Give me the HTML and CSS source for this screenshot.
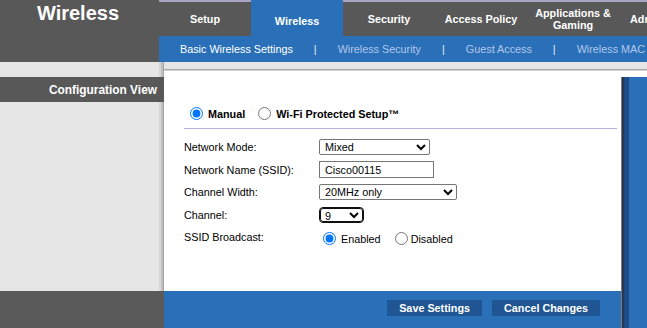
FILE: index.html
```html
<!DOCTYPE html>
<html lang="en">
<head>
<meta charset="utf-8">
<title>Wireless</title>
<link rel="stylesheet" href="styles.css">
</head>
<body>
<div class="page">
  <header class="top">
    <div class="brand">Wireless</div>
    <nav class="nav">
      <ul class="tabs">
        <li class="tab">Setup</li>
        <li class="tab tab-active">Wireless</li>
        <li class="tab">Security</li>
        <li class="tab">Access Policy</li>
        <li class="tab">Applications &amp;<br>Gaming</li>
        <li class="tab tab-last">Administration</li>
      </ul>
      <ul class="subnav">
        <li class="subnav-current">Basic Wireless Settings</li>
        <li class="subnav-sep">|</li>
        <li>Wireless Security</li>
        <li class="subnav-sep">|</li>
        <li>Guest Access</li>
        <li class="subnav-sep">|</li>
        <li>Wireless MAC Filter</li>
      </ul>
    </nav>
  </header>
  <div class="main">
    <aside class="side">
      <div class="side-top"></div>
      <div class="side-title">Configuration View</div>
      <div class="side-fill"></div>
      <div class="side-foot"></div>
    </aside>
    <section class="center">
      <div class="band"></div>
      <form class="panel">
        <div class="mode-row">
          <label class="mode-opt"><input type="radio" name="mode" checked>Manual</label>
          <label class="mode-opt"><input type="radio" name="mode">Wi-Fi Protected Setup™</label>
        </div>
        <hr class="rule">
        <div class="fields">
          <span class="lbl">Network Mode:</span>
          <select class="sel sel-mode"><option>Mixed</option></select>
          <span class="lbl">Network Name (SSID):</span>
          <input class="txt" type="text" value="Cisco00115">
          <span class="lbl">Channel Width:</span>
          <select class="sel sel-width"><option>20MHz only</option></select>
          <span class="lbl">Channel:</span>
          <select class="sel sel-channel"><option>9</option></select>
          <span class="lbl">SSID Broadcast:</span>
          <div class="radios">
            <label class="r-opt"><input type="radio" name="bc" checked>Enabled</label>
            <label class="r-opt r-opt-off"><input type="radio" name="bc">Disabled</label>
          </div>
        </div>
      </form>
      <footer class="foot">
        <button class="btn" type="button">Save Settings</button>
        <button class="btn" type="button">Cancel Changes</button>
      </footer>
    </section>
    <div class="rail">
      <div class="band"></div>
      <div class="rail-gap"></div>
      <div class="rail-bar"></div>
    </div>
  </div>
</div>
</body>
</html>
```
FILE: styles.css
```css
html, body {
  margin: 0;
  padding: 0;
}
body {
  font-family: "Liberation Sans", Arial, sans-serif;
  font-size: 10.8px;
  color: #000;
  overflow: hidden;
  background: #fff;
}
.page {
  width: 647px;
  height: 328px;
  overflow: hidden;
}

/* header */
.top {
  display: flex;
  height: 62px;
}
.brand {
  width: 159px;
  flex: none;
  box-sizing: border-box;
  background: #585858;
  color: #fff;
  font-weight: bold;
  font-size: 20px;
  text-align: center;
  padding: 2px 3px 0 0;
}
.nav {
  flex: 1;
  min-width: 0;
  display: flex;
  flex-direction: column;
}
.tabs {
  display: flex;
  height: 36px;
  margin: 0;
  padding: 0;
  list-style: none;
  overflow: hidden;
  background: linear-gradient(#a5a5c1 0 2px, #585858 2px);
}
.tab {
  flex: 0 0 92px;
  box-sizing: border-box;
  display: flex;
  align-items: center;
  justify-content: center;
  text-align: center;
  padding-top: 2px;
  color: #fff;
  font-weight: bold;
  line-height: 12px;
}
.tab-active {
  background: #2a70b8;
  padding-top: 6px;
}
.tab-last {
  flex: 0 0 auto;
  justify-content: flex-start;
  padding-left: 11px;
  white-space: nowrap;
}
.subnav {
  height: 26px;
  margin: 0;
  padding: 0 0 0 21px;
  list-style: none;
  display: flex;
  align-items: center;
  gap: 21px;
  white-space: nowrap;
  overflow: hidden;
  background: #2a70b8;
  color: #b2c6ec;
}
.subnav-current {
  color: #fff;
}
.subnav-sep {
  color: #e6edf8;
}

/* main */
.main {
  display: flex;
  height: 266px;
}
.side {
  width: 164px;
  flex: none;
  display: flex;
  flex-direction: column;
  background: linear-gradient(90deg, #e6e6e6 0 159px, #d6d6d6 159px 161px, #c0c0c0 161px 163px, #a4a4a4 163px);
}
.side-top {
  height: 15px;
}
.side-title {
  height: 25px;
  box-sizing: border-box;
  background: #585858;
  color: #fff;
  font-weight: bold;
  font-size: 11.9px;
  display: flex;
  align-items: center;
  justify-content: flex-end;
  padding: 1px 7px 0 0;
}
.side-fill {
  flex: 1;
}
.side-foot {
  height: 37px;
  background: #5a5a5a;
}

.center {
  flex: 1;
  min-width: 0;
  display: flex;
  flex-direction: column;
}
.band {
  height: 9px;
  flex: none;
  background: linear-gradient(#e6e6e6 0 7px, #a9a9a9 7px 8px, #d3d3d3 8px);
}
.panel {
  flex: 1;
  margin: 0;
  background: #fff;
  padding: 31px 4px 0 20px;
}
.mode-row {
  height: 23px;
  display: flex;
  align-items: center;
  padding-left: 6px;
  font-weight: bold;
}
.mode-opt {
  display: flex;
  align-items: center;
  gap: 5px;
  margin-right: 13px;
}
input[type="radio"] {
  width: 13px;
  height: 13px;
  margin: 0;
}
.rule {
  border: 0;
  border-top: 1px solid #b3b3e0;
  height: 0;
  margin: 3px 0 0;
}
.fields {
  display: grid;
  grid-template-columns: 135px auto;
  grid-auto-rows: 22.5px;
  align-items: center;
  justify-items: start;
  margin-top: 7px;
}
.sel {
  box-sizing: border-box;
  height: 16px;
  font: 10.8px "Liberation Sans", Arial, sans-serif;
  color: #000;
  background: #fff;
  border: 1px solid #767676;
  border-radius: 2px;
  padding: 0 0 0 1px;
}
.sel-mode {
  width: 111px;
}
.sel-width {
  width: 138px;
}
.sel-channel {
  width: 43px;
  height: 14px;
  margin-left: 1px;
  padding: 0;
  border: 1px solid #101010;
  outline: 1px solid #101010;
  border-radius: 3px;
}
.txt {
  box-sizing: border-box;
  width: 115px;
  height: 17px;
  padding: 0 5px;
  border: 1px solid #767676;
  font: 10.8px "Liberation Sans", Arial, sans-serif;
  color: #000;
}
.radios {
  display: flex;
  align-items: center;
  padding: 3px 0 0 4px;
}
.r-opt {
  display: flex;
  align-items: center;
  gap: 5px;
}
.r-opt-off {
  margin-left: 14px;
  gap: 3px;
}

.foot {
  height: 37px;
  flex: none;
  box-sizing: border-box;
  display: flex;
  justify-content: flex-end;
  align-items: flex-start;
  gap: 10px;
  padding: 9px 21px 0 0;
  background: #2a70b8;
}
.btn {
  height: 16px;
  padding: 0 12px;
  border: 0;
  background: #1f5593;
  color: #fff;
  font: bold 10.8px "Liberation Sans", Arial, sans-serif;
}

.rail {
  width: 26px;
  flex: none;
  display: flex;
  flex-direction: column;
}
.rail-gap {
  height: 6px;
  background: #fff;
}
.rail-bar {
  flex: 1;
  background: linear-gradient(90deg, #7a7a84 0 1px, #2b3550 1px 3px, #1f4c84 3px 8px, #2a70b8 8px);
}
```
******************************
Your task: Return the whole listing, word for word, and leave out every picture.

Task response:
Give me the HTML and CSS source for this screenshot.
FILE: index.html
```html
<!DOCTYPE html>
<html lang="en">
<head>
<meta charset="utf-8">
<title>Wireless</title>
<link rel="stylesheet" href="styles.css">
</head>
<body>
<div class="page">
  <header class="top">
    <div class="brand">Wireless</div>
    <nav class="nav">
      <ul class="tabs">
        <li class="tab">Setup</li>
        <li class="tab tab-active">Wireless</li>
        <li class="tab">Security</li>
        <li class="tab">Access Policy</li>
        <li class="tab">Applications &amp;<br>Gaming</li>
        <li class="tab tab-last">Administration</li>
      </ul>
      <ul class="subnav">
        <li class="subnav-current">Basic Wireless Settings</li>
        <li class="subnav-sep">|</li>
        <li>Wireless Security</li>
        <li class="subnav-sep">|</li>
        <li>Guest Access</li>
        <li class="subnav-sep">|</li>
        <li>Wireless MAC Filter</li>
      </ul>
    </nav>
  </header>
  <div class="main">
    <aside class="side">
      <div class="side-top"></div>
      <div class="side-title">Configuration View</div>
      <div class="side-fill"></div>
      <div class="side-foot"></div>
    </aside>
    <section class="center">
      <div class="band"></div>
      <form class="panel">
        <div class="mode-row">
          <label class="mode-opt"><input type="radio" name="mode" checked>Manual</label>
          <label class="mode-opt"><input type="radio" name="mode">Wi-Fi Protected Setup™</label>
        </div>
        <hr class="rule">
        <div class="fields">
          <span class="lbl">Network Mode:</span>
          <select class="sel sel-mode"><option>Mixed</option></select>
          <span class="lbl">Network Name (SSID):</span>
          <input class="txt" type="text" value="Cisco00115">
          <span class="lbl">Channel Width:</span>
          <select class="sel sel-width"><option>20MHz only</option></select>
          <span class="lbl">Channel:</span>
          <select class="sel sel-channel"><option>9</option></select>
          <span class="lbl">SSID Broadcast:</span>
          <div class="radios">
            <label class="r-opt"><input type="radio" name="bc" checked>Enabled</label>
            <label class="r-opt r-opt-off"><input type="radio" name="bc">Disabled</label>
          </div>
        </div>
      </form>
      <footer class="foot">
        <button class="btn" type="button">Save Settings</button>
        <button class="btn" type="button">Cancel Changes</button>
      </footer>
    </section>
    <div class="rail">
      <div class="band"></div>
      <div class="rail-gap"></div>
      <div class="rail-bar"></div>
    </div>
  </div>
</div>
</body>
</html>
```
FILE: styles.css
```css
html, body {
  margin: 0;
  padding: 0;
}
body {
  font-family: "Liberation Sans", Arial, sans-serif;
  font-size: 10.8px;
  color: #000;
  overflow: hidden;
  background: #fff;
}
.page {
  width: 647px;
  height: 328px;
  overflow: hidden;
}

/* header */
.top {
  display: flex;
  height: 62px;
}
.brand {
  width: 159px;
  flex: none;
  box-sizing: border-box;
  background: #585858;
  color: #fff;
  font-weight: bold;
  font-size: 20px;
  text-align: center;
  padding: 2px 3px 0 0;
}
.nav {
  flex: 1;
  min-width: 0;
  display: flex;
  flex-direction: column;
}
.tabs {
  display: flex;
  height: 36px;
  margin: 0;
  padding: 0;
  list-style: none;
  overflow: hidden;
  background: linear-gradient(#a5a5c1 0 2px, #585858 2px);
}
.tab {
  flex: 0 0 92px;
  box-sizing: border-box;
  display: flex;
  align-items: center;
  justify-content: center;
  text-align: center;
  padding-top: 2px;
  color: #fff;
  font-weight: bold;
  line-height: 12px;
}
.tab-active {
  background: #2a70b8;
  padding-top: 6px;
}
.tab-last {
  flex: 0 0 auto;
  justify-content: flex-start;
  padding-left: 11px;
  white-space: nowrap;
}
.subnav {
  height: 26px;
  margin: 0;
  padding: 0 0 0 21px;
  list-style: none;
  display: flex;
  align-items: center;
  gap: 21px;
  white-space: nowrap;
  overflow: hidden;
  background: #2a70b8;
  color: #b2c6ec;
}
.subnav-current {
  color: #fff;
}
.subnav-sep {
  color: #e6edf8;
}

/* main */
.main {
  display: flex;
  height: 266px;
}
.side {
  width: 164px;
  flex: none;
  display: flex;
  flex-direction: column;
  background: linear-gradient(90deg, #e6e6e6 0 159px, #d6d6d6 159px 161px, #c0c0c0 161px 163px, #a4a4a4 163px);
}
.side-top {
  height: 15px;
}
.side-title {
  height: 25px;
  box-sizing: border-box;
  background: #585858;
  color: #fff;
  font-weight: bold;
  font-size: 11.9px;
  display: flex;
  align-items: center;
  justify-content: flex-end;
  padding: 1px 7px 0 0;
}
.side-fill {
  flex: 1;
}
.side-foot {
  height: 37px;
  background: #5a5a5a;
}

.center {
  flex: 1;
  min-width: 0;
  display: flex;
  flex-direction: column;
}
.band {
  height: 9px;
  flex: none;
  background: linear-gradient(#e6e6e6 0 7px, #a9a9a9 7px 8px, #d3d3d3 8px);
}
.panel {
  flex: 1;
  margin: 0;
  background: #fff;
  padding: 31px 4px 0 20px;
}
.mode-row {
  height: 23px;
  display: flex;
  align-items: center;
  padding-left: 6px;
  font-weight: bold;
}
.mode-opt {
  display: flex;
  align-items: center;
  gap: 5px;
  margin-right: 13px;
}
input[type="radio"] {
  width: 13px;
  height: 13px;
  margin: 0;
}
.rule {
  border: 0;
  border-top: 1px solid #b3b3e0;
  height: 0;
  margin: 3px 0 0;
}
.fields {
  display: grid;
  grid-template-columns: 135px auto;
  grid-auto-rows: 22.5px;
  align-items: center;
  justify-items: start;
  margin-top: 7px;
}
.sel {
  box-sizing: border-box;
  height: 16px;
  font: 10.8px "Liberation Sans", Arial, sans-serif;
  color: #000;
  background: #fff;
  border: 1px solid #767676;
  border-radius: 2px;
  padding: 0 0 0 1px;
}
.sel-mode {
  width: 111px;
}
.sel-width {
  width: 138px;
}
.sel-channel {
  width: 43px;
  height: 14px;
  margin-left: 1px;
  padding: 0;
  border: 1px solid #101010;
  outline: 1px solid #101010;
  border-radius: 3px;
}
.txt {
  box-sizing: border-box;
  width: 115px;
  height: 17px;
  padding: 0 5px;
  border: 1px solid #767676;
  font: 10.8px "Liberation Sans", Arial, sans-serif;
  color: #000;
}
.radios {
  display: flex;
  align-items: center;
  padding: 3px 0 0 4px;
}
.r-opt {
  display: flex;
  align-items: center;
  gap: 5px;
}
.r-opt-off {
  margin-left: 14px;
  gap: 3px;
}

.foot {
  height: 37px;
  flex: none;
  box-sizing: border-box;
  display: flex;
  justify-content: flex-end;
  align-items: flex-start;
  gap: 10px;
  padding: 9px 21px 0 0;
  background: #2a70b8;
}
.btn {
  height: 16px;
  padding: 0 12px;
  border: 0;
  background: #1f5593;
  color: #fff;
  font: bold 10.8px "Liberation Sans", Arial, sans-serif;
}

.rail {
  width: 26px;
  flex: none;
  display: flex;
  flex-direction: column;
}
.rail-gap {
  height: 6px;
  background: #fff;
}
.rail-bar {
  flex: 1;
  background: linear-gradient(90deg, #7a7a84 0 1px, #2b3550 1px 3px, #1f4c84 3px 8px, #2a70b8 8px);
}
```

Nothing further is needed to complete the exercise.